Imagine the sting Johnny will feel when he is cut from the basketball team and a boy who is home-schooled makes the squad. The new kid — quite likely a nice, intelligent, hard-working boy who himself is in an awkward position — might not be able to name a teacher. He might not be able to find the cafeteria. But what he can find is Johnny’s spot in the lineup, no matter that his lone affiliation with the school takes place after classes are over.

As I pointed out four years ago, when this issue rightfully died in committee: If you’re not eligible to wear a cap and gown, you shouldn’t be eligible to wear a cap and glove. If your only mention in the yearbook is in the caption of a team photo, then you’re not a part of a school’s fabric.

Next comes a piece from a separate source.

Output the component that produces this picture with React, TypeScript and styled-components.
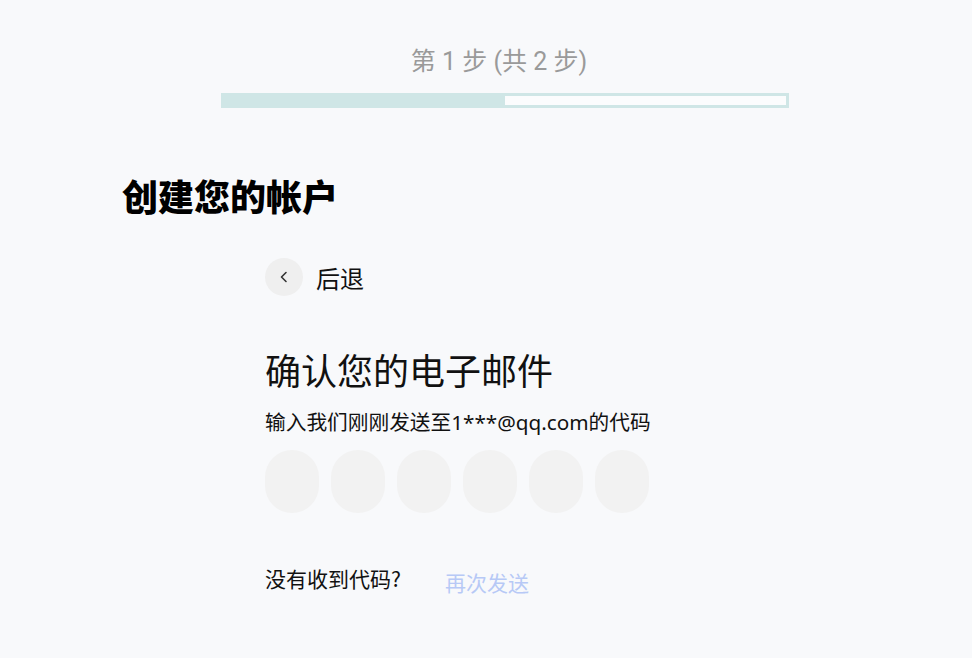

And if high school fields and gyms are extensions of the classroom, a home-schooled student has no more right to elbow Johnny off of a team’s roster than he does to kick him out of his seat in history class.

Virginia’s bill isn’t novel — about half of the country allows home-schooled students to participate in public school activities. And the legislation’s proponents say parents shouldn’t worry; not only does the bill allow jurisdictions to ban home-schoolers from public school teams if they choose, but home-schoolers can magically disappear into public high school sports programs. As Parrish Mort, president of the Organization of Virginia Homeschoolers, explains: “We’re really talking about a very small number of students.”

She may be right. According to Virginia Department of Education figures, there were 24,682 students in 2010-11, including 6,008 of high-school age, who would meet the bill’s definition of being home-schooled; there are 376,155 public high school students in Virginia this school year.